Alternatively, you can manually verify by checking the VCS API directly.

Issue: A known bot is not being excluded

If a bot account is not in the default list and doesn't match keyword patterns:

  1. Check if it should be added to the default patterns (report an issue)
  2. Add it to your exclude-users configuration

Example: If your organization uses a custom bot acme-corp-bot:

[tool.oss-sustain-guard]
exclude-users = ["acme-corp-bot"]

Built-in Bot Patterns

The following bots are automatically recognized without additional configuration:

GitHub Bots

  • dependabot[bot]
  • github-actions[bot]
  • renovate[bot]
  • snyk-bot[bot]
  • codecov[bot]
  • coveralls[bot]
  • And others...

GitLab Bots

  • dependabot
  • renovate-bot
  • gitlab-runner

Email Domain Patterns

  • Any email ending in @noreply.github.com
  • Any email ending in @users.noreply.github.com
  • Any email ending in @gitlab.com

Keyword Patterns (Fallback)

  • Logins containing "bot"
  • Logins containing "action"
  • Logins containing "ci-"
  • Logins containing "copilot"
  • And others...

Impact on Metrics

Bot exclusion affects the following metrics:

  • Contributor Redundancy (Bus Factor): Excluded from contributor count
  • Maintainer Retention: Excluded from maintainer analysis
  • Contributor Retention: Excluded from retention calculations
  • Contributor Attraction: Excluded from new contributor count
  • Organizational Diversity: Excluded from diversity analysis
  • Contributor Count Signal: Excluded from contributor count

Best Practices

  1. Start with defaults: The built-in patterns cover most common bots.

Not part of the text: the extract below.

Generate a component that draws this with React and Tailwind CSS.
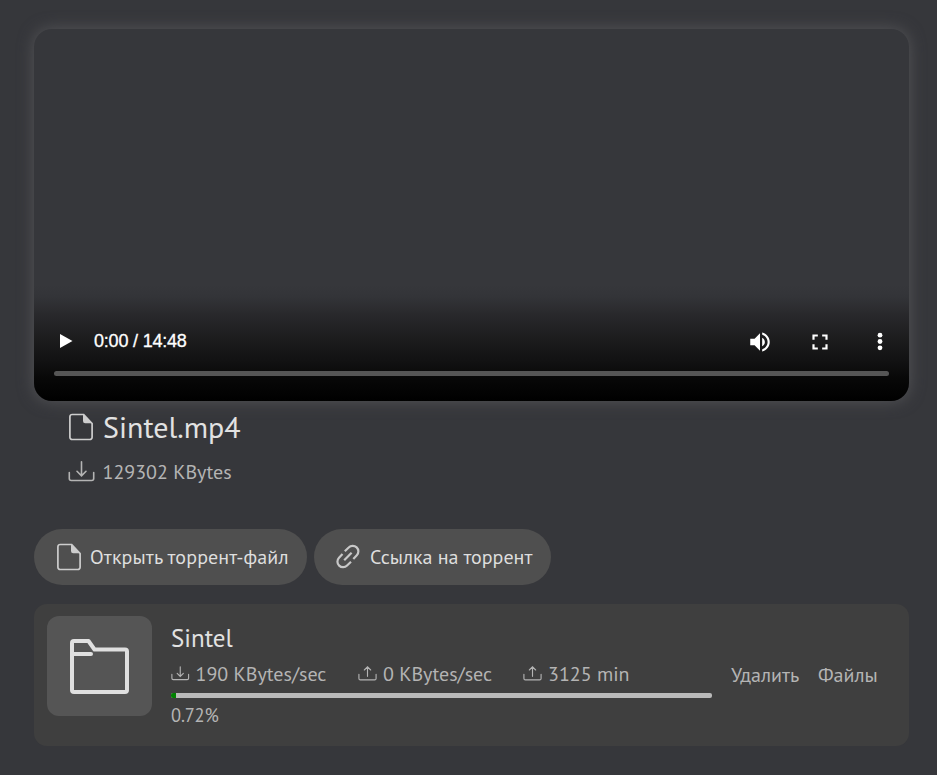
const Doc = () => (
  <svg className="h-[28px] w-[26px] shrink-0" viewBox="0 0 26 28" fill="none" stroke="#cdcdcd" strokeWidth="1.7">
    <path d="M15.7 1.500H4.200A2.300 2.300 0 0 0 1.900 3.800v20.400a2.300 2.300 0 0 0 2.300 2.300h17.600a2.300 2.300 0 0 0 2.300-2.300V10.500z" />
    <path d="M15 1.2v6.8a2.2 2.2 0 0 0 2.2 2.2h7.3z" fill="#cdcdcd" stroke="none" />
  </svg>
);

const Tray = ({ up = false, className }) => (
  <svg className={className} viewBox="0 0 27 21" fill="none" stroke="#b4b4b4" strokeWidth="1.6" strokeLinecap="round">
    <path d="M1.3 11.5v6a2 2 0 0 0 2 2h20.4a2 2 0 0 0 2-2v-6" />
    {up ? <path d="M13.5 14.5V1M9 5.5 13.5 1 18 5.5" /> : <path d="M13.5 .8v14M9 10.3l4.500 4.500 4.500-4.500" />}
  </svg>
);

const LinkIcon = () => (
  <svg className="h-[26px] w-[26px] shrink-0" viewBox="0 0 26 26" fill="none" stroke="#c8c8c8" strokeWidth="2.2">
    <path d="M9.800 7.200 13.700 3.500A5.600 5.600 0 0 1 21.800 11.300L18.300 14.900" />
    <path d="M16 17.800 12.100 21.500A5.600 5.600 0 0 1 4 13.700L7.500 10.100" />
    <path d="M9.200 16.300 16.600 8.700" />
  </svg>
);

export default function App() {
  return (
    <div className="h-[775px] w-[937px] overflow-hidden bg-[#36373b] pl-[34px] pt-[29px] font-['PT_Sans','Noto_Sans',sans-serif] text-[20px] text-[#b4b4b4]">
      <div className="flex h-[372px] w-[875px] flex-col justify-end overflow-hidden rounded-[18px] shadow-[0_0_16px_#555558]">
        <div className="flex h-[116px] flex-col bg-[linear-gradient(to_bottom,#36373b_0%,#333438_10%,#29292c_25%,#1a1a1b_50%,#121213_65%,#080808_80%,#000_100%)] px-5 pt-[36px]">
          <div className="flex h-[40px] items-center text-white">
            <svg className="ml-[5px] h-[16px] w-[14px]" viewBox="0 0 14 16" fill="white"><path d="M1 1v14L13.500 8z" /></svg>
            <span className="ml-[21px] font-['Liberation_Sans',sans-serif] text-[18px] tracking-[-0.200px] [-webkit-text-stroke:0.300px_white]">0:00 / 14:48</span>
            <div className="ml-auto mr-[0.500px] flex items-center pt-px">
              <svg className="size-[26px]" viewBox="0 0 24 24" fill="white"><path d="M3 9v6h4l5 5V4L7 9H3zm13.500 3c0-1.770-1.020-3.290-2.500-4.030v8.050c1.480-.730 2.500-2.250 2.500-4.020zM14 3.230v2.060c2.890.860 5 3.540 5 6.710s-2.110 5.850-5 6.710v2.060c4.010-.910 7-4.490 7-8.770s-2.990-7.860-7-8.770z" /></svg>
              <svg className="ml-[34px] size-[26px]" viewBox="0 0 24 24" fill="white"><path d="M7 14H5v5h5v-2H7v-3zm-2-4h2V7h3V5H5v5zm12 7h-3v2h5v-5h-2v3zM14 5v2h3v3h2V5h-5z" /></svg>
              <svg className="ml-[34px] mr-[-4px] size-[26px]" viewBox="0 0 26 26" fill="white"><circle cx="13" cy="6.200" r="2.400" /><circle cx="13" cy="12.500" r="2.400" /><circle cx="13" cy="18.800" r="2.400" /></svg>
            </div>
          </div>
          <div className="mt-[10px] h-[5px] rounded-full bg-[#565656]" />
        </div>
      </div>

      <div className="ml-[34px] mt-[5px] flex h-[40px] items-center">
        <div className="mt-[1px]"><Doc /></div>
        <span className="ml-[9px] whitespace-nowrap text-[30px] text-[#e2e2e2]">Sintel.mp4</span>
      </div>
      <div className="ml-[34px] mt-[10px] flex h-[32px] items-center">
        <Tray className="ml-[-0.500px] mt-[-2px] h-[21px] w-[27px] shrink-0" />
        <span className="ml-[8px] whitespace-nowrap">129302 KBytes</span>
      </div>

      <div className="mt-[41px] flex gap-[7px] text-[#dedede]">
        <button className="flex h-[56px] w-[273px] items-center rounded-full bg-[#4f4f4f] pl-[22px]">
          <Doc />
          <span className="ml-[8px] whitespace-nowrap tracking-[0.120px]">Открыть торрент-файл</span>
        </button>
        <button className="flex h-[56px] w-[237px] items-center rounded-full bg-[#4f4f4f] pl-[21px]">
          <LinkIcon />
          <span className="ml-[9px] whitespace-nowrap">Ссылка на торрент</span>
        </button>
      </div>

      <div className="mt-[19px] flex h-[142px] w-[875px] rounded-[13px] bg-[#3f3f3f] pl-[13px] pt-[12px]">
        <div className="flex h-[100px] w-[105px] items-center justify-center rounded-[12px] bg-[#555]">
          <svg className="mt-[1px] h-[55px] w-[59px]" viewBox="0 0 59 55" fill="none" stroke="#e0e0e0" strokeWidth="4" strokeLinejoin="round" strokeLinecap="round">
            <path d="M2 4a2 2 0 0 1 2-2H18.500L24.500 10.500H55a2 2 0 0 1 2 2v38.500a2 2 0 0 1-2 2H4a2 2 0 0 1-2-2zM2 15H21" />
          </svg>
        </div>
        <div className="ml-[19px] w-[541px]">
          <div className="mt-[5px] h-[34px] whitespace-nowrap text-[25px] leading-[34px] text-[#e2e2e2]">Sintel</div>
          <div className="mt-[4px] grid h-[28px] grid-cols-[187px_165px_1fr] items-center whitespace-nowrap">
            <div className="flex items-center gap-[6px]"><Tray className="-mt-[2px] h-[17px] w-[18.500px]" /><span>190 KBytes/sec</span></div>
            <div className="flex items-center gap-[6px]"><Tray up className="-mt-[2px] h-[17px] w-[19px]" /><span>0 KBytes/sec</span></div>
            <div className="flex items-center gap-[6px]"><Tray up className="-mt-[2px] h-[17px] w-[19px]" /><span>3125 min</span></div>
          </div>
          <div className="mt-[6px] h-[5px] overflow-hidden rounded-[2px] bg-[#bababa]"><div className="h-full w-[5px] bg-[#008000]" /></div>
          <div className="mt-[4px] text-[18.500px] leading-[26px] tracking-[-0.200px]">0.72%</div>
        </div>
        <div className="ml-[19px] mt-[45px] flex h-[28px] items-center whitespace-nowrap">
          <span className="w-[87px]">Удалить</span>
          <span>Файлы</span>
        </div>
      </div>
    </div>
  );
}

Only add custom exclusions when necessary.

  2. Document your choices: Comment your configuration to explain why specific accounts are excluded.

  3. Review periodically: As your automation tools change, update your configuration accordingly.

  4. Be conservative: Only exclude accounts you're certain are bots. False negatives (missing a bot) are better than false positives (incorrectly excluding humans).

  5. Test your configuration: Run os4g check --demo to see how bot detection affects your metrics.